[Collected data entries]
>>>>
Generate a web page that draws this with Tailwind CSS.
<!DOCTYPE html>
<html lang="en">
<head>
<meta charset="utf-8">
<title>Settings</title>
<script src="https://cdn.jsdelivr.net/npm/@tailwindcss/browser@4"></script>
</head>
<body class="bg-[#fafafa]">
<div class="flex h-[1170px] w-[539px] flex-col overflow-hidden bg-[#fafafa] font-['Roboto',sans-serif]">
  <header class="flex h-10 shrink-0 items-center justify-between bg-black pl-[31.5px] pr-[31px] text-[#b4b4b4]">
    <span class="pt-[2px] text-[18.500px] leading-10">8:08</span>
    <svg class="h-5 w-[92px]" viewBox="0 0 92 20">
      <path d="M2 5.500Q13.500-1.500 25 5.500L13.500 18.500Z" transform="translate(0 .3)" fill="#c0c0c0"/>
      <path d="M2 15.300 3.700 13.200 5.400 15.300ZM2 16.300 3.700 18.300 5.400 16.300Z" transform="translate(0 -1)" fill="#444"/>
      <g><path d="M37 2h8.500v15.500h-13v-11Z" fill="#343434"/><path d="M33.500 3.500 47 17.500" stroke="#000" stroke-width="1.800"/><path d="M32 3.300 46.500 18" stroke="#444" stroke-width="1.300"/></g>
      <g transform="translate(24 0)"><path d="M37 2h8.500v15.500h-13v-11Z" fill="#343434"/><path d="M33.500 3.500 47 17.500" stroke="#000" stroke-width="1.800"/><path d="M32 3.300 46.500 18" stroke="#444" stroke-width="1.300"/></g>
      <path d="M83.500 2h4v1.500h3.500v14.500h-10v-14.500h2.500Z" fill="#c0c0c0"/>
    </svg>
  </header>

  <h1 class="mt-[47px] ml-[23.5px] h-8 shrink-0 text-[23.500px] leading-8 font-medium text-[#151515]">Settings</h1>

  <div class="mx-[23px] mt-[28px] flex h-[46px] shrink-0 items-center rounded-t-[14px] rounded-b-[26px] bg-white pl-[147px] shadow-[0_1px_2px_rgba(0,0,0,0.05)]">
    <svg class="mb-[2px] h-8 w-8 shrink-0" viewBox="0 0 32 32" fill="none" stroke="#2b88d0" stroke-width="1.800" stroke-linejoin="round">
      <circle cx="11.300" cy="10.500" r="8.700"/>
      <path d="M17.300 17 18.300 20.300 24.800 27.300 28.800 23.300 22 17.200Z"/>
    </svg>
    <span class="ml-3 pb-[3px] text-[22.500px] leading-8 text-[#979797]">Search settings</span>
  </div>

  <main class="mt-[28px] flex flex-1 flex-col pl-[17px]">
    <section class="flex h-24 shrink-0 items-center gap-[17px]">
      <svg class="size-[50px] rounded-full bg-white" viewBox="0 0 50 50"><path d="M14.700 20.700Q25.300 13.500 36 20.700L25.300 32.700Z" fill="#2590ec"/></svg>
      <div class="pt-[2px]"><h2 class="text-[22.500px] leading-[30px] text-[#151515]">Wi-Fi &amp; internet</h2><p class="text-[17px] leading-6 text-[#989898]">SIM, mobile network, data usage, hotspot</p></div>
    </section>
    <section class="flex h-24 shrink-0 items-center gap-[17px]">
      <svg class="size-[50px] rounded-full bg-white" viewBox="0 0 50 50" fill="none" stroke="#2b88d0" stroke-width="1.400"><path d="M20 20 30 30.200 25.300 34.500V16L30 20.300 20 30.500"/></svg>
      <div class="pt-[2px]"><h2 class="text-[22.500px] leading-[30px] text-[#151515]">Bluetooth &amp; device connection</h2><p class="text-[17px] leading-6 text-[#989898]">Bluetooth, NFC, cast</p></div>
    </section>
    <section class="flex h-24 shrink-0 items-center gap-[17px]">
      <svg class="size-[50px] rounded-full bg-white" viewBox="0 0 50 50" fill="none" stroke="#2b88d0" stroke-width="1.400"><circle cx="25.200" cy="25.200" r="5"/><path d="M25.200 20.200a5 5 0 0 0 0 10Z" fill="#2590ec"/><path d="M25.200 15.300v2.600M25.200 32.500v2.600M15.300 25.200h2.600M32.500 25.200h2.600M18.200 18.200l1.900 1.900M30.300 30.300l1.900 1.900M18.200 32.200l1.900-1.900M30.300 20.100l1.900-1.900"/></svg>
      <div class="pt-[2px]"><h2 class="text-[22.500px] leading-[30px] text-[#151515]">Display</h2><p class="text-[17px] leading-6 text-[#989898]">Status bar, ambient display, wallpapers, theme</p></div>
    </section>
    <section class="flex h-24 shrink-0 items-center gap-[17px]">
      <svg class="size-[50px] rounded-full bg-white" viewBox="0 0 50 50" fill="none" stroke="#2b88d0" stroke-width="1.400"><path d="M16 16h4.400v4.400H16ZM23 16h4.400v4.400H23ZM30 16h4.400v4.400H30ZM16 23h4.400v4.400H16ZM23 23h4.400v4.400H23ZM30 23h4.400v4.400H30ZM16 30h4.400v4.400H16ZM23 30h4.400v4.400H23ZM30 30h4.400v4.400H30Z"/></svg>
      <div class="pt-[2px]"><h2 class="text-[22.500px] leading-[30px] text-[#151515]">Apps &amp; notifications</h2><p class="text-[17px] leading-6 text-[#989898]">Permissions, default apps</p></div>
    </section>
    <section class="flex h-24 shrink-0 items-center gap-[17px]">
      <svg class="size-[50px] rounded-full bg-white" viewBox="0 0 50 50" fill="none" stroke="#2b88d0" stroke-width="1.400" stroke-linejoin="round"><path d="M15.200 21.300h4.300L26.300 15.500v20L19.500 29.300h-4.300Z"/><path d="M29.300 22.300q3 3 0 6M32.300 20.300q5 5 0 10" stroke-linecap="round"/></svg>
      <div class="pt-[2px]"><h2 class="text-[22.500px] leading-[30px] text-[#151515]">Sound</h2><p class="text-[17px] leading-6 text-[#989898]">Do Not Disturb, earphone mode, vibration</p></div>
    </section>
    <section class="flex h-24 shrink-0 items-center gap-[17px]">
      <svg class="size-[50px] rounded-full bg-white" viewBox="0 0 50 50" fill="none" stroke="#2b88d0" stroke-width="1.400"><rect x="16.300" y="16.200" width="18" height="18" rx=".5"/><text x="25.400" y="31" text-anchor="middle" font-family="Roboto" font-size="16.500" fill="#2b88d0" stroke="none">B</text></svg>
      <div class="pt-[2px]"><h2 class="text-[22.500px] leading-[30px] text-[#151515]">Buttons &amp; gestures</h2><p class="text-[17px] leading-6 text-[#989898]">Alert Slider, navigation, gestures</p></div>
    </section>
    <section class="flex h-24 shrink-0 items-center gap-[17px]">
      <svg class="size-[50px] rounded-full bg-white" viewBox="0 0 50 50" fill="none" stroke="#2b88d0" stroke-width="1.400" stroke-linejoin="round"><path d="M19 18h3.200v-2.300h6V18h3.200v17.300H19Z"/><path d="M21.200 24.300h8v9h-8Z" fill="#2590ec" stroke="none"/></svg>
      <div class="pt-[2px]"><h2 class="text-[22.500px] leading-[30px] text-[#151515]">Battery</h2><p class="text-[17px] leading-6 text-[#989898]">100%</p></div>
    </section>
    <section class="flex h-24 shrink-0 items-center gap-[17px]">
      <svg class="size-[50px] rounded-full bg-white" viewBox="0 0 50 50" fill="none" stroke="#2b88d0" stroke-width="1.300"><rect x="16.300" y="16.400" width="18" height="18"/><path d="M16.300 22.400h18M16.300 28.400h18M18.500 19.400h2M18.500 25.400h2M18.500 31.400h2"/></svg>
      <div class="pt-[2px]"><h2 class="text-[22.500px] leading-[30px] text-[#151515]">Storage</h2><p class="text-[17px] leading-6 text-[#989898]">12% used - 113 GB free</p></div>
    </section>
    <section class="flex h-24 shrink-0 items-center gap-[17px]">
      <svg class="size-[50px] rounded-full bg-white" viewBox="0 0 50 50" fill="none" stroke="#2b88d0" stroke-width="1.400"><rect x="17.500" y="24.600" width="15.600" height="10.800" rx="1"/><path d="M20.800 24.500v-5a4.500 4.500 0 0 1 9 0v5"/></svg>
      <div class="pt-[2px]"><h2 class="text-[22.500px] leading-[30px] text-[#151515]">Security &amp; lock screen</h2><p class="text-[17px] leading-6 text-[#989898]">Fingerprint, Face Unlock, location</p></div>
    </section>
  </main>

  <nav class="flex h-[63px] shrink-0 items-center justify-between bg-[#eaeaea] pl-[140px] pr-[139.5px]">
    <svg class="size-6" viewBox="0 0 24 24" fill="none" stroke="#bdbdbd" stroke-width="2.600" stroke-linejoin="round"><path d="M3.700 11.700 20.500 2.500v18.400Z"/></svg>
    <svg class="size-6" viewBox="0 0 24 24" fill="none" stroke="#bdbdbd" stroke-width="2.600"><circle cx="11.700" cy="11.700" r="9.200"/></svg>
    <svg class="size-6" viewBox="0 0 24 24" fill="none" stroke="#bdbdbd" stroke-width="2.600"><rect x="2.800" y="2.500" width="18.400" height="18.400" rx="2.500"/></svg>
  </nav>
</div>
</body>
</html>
<<<<
>>>>
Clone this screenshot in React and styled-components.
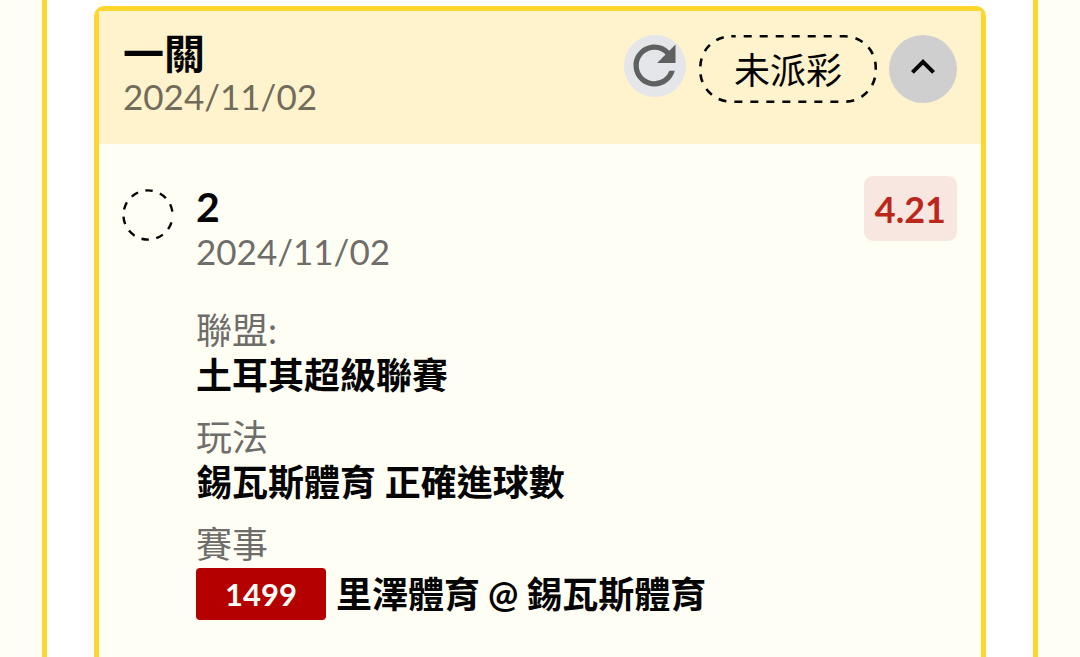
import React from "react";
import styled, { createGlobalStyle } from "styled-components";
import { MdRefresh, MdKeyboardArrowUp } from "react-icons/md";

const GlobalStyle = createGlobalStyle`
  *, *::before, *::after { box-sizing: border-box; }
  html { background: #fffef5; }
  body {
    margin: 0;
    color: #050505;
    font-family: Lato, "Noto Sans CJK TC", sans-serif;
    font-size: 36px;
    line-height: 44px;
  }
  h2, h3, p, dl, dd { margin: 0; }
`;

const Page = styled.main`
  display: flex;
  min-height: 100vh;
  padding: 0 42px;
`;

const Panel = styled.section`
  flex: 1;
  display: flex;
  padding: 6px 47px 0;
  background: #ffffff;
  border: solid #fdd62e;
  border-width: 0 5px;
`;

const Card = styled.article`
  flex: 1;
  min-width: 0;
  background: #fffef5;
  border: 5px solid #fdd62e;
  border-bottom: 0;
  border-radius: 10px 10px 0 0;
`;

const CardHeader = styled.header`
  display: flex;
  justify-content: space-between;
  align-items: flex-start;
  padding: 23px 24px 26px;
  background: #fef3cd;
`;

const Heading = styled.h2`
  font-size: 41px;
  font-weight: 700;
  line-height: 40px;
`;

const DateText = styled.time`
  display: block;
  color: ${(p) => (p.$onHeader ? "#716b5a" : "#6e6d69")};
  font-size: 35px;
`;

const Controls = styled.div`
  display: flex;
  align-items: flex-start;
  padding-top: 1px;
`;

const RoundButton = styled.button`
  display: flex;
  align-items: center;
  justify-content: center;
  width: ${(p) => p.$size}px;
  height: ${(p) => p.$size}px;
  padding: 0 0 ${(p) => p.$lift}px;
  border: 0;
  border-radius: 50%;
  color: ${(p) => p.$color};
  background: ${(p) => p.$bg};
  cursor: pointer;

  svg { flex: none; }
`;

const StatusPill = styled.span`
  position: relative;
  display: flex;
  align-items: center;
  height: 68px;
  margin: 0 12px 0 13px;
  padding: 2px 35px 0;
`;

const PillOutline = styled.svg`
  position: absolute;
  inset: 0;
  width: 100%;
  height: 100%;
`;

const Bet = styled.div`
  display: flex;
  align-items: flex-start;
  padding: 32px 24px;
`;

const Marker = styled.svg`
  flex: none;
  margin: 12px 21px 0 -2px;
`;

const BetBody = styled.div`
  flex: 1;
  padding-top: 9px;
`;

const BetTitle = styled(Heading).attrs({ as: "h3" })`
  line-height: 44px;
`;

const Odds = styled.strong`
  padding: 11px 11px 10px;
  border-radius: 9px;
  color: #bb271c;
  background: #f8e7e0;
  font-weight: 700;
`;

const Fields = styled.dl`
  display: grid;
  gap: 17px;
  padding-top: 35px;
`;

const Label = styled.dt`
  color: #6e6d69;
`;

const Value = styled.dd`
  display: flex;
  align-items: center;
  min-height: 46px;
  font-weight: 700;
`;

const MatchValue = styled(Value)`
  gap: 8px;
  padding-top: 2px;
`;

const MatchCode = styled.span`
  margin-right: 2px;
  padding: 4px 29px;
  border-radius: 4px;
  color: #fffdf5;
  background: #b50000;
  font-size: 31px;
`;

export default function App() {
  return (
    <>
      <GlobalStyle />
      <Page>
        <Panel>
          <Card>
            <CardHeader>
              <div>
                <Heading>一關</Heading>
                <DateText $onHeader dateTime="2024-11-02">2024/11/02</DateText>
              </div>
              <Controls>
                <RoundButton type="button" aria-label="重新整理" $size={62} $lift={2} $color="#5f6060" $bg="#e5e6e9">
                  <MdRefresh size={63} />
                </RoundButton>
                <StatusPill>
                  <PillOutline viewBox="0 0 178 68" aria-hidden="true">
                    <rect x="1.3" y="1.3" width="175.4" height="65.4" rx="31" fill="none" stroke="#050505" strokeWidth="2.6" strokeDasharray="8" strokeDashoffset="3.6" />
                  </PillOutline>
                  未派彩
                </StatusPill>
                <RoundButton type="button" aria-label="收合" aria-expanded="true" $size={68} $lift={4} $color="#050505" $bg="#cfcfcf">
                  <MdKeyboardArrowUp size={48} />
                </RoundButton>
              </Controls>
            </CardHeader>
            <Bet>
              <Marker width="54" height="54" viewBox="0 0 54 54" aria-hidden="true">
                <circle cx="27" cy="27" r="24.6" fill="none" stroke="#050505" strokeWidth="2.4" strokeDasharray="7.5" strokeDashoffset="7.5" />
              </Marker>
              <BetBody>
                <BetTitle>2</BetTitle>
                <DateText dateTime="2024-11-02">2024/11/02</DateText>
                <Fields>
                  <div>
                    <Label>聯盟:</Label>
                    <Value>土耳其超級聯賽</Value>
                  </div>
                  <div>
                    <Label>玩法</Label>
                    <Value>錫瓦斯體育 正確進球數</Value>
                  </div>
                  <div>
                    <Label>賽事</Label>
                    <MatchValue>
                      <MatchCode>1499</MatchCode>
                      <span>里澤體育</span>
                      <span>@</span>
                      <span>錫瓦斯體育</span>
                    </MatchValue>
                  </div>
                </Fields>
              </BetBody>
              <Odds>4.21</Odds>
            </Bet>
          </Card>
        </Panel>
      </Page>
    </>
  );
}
<<<<
Look through the data above. Copy every line with the string "this" in it.

Generate a web page that draws this with Tailwind CSS.
Clone this screenshot in React and styled-components.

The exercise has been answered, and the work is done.